Erik Friedlander, Block Ice and Propane
Posted by: Daniel Manuszak
When you grow up the son of a driven artist, you may end up traversing the entirety of the country multiple times in a camper affixed to the back of a pick up truck. These motions, raga like in tone and asphalt drone, would probably seep into your veins and hum the music of the formative years of your life. Every song you play would feel of a picture taken by your father and every photograph you see would sing of the distance between stop sign shadows on the corner of any-town USA… would mimic the upright awkwardness of teenagers standing at a distance in the desert…. smirking with the demeaning well-meaning criticism/witticism of an eccentric former moonshiner, beet farmer uncle. Erik Friedlander has taken those movements of inspiring uncomfortable travel, coupled with the angst of being dragged through the process of self definition, and formed them into a cohesive story that brought back for me all the trips from Blacksburg, Va to Cleveland, Ohio for Thanksgiving. A couple times we made the trek to my mother’s parents in El Paso, Tx, but that was always a 3 day epic journey each way. Oreos rolled out the back windows of our station wagon and, after a bit of coercion, bits and pieces of my younger brother’s Barney doll… a little bit of, “I love you, you love me,” all across the mid-west and through the hills of Tennessee. Man, it takes forever to get across Tennessee east to west! North/south goes a lot quicker, but the length! Almost as long as Texas.

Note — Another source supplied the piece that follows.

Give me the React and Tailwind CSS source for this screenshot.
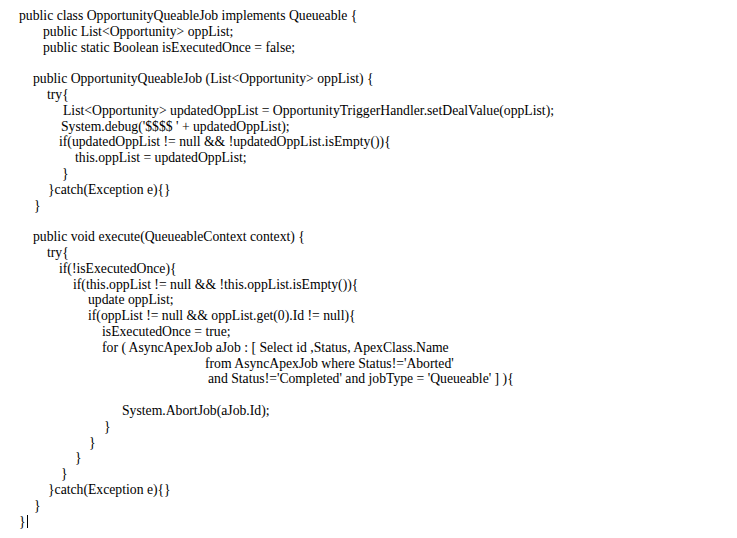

I did not grow up the son of an artist, but our family did take many road trips. Erik’s masterful performance drew me into those moments of relentless boredom spiked by intermittent joy. The joy on family road trips is unfettered, having been distilled through the purifying process of low grade annoyance and the unrelenting passage of land moving past fast on either side. Pictures punctuate the particulars and Erik’s playing is phenomenal!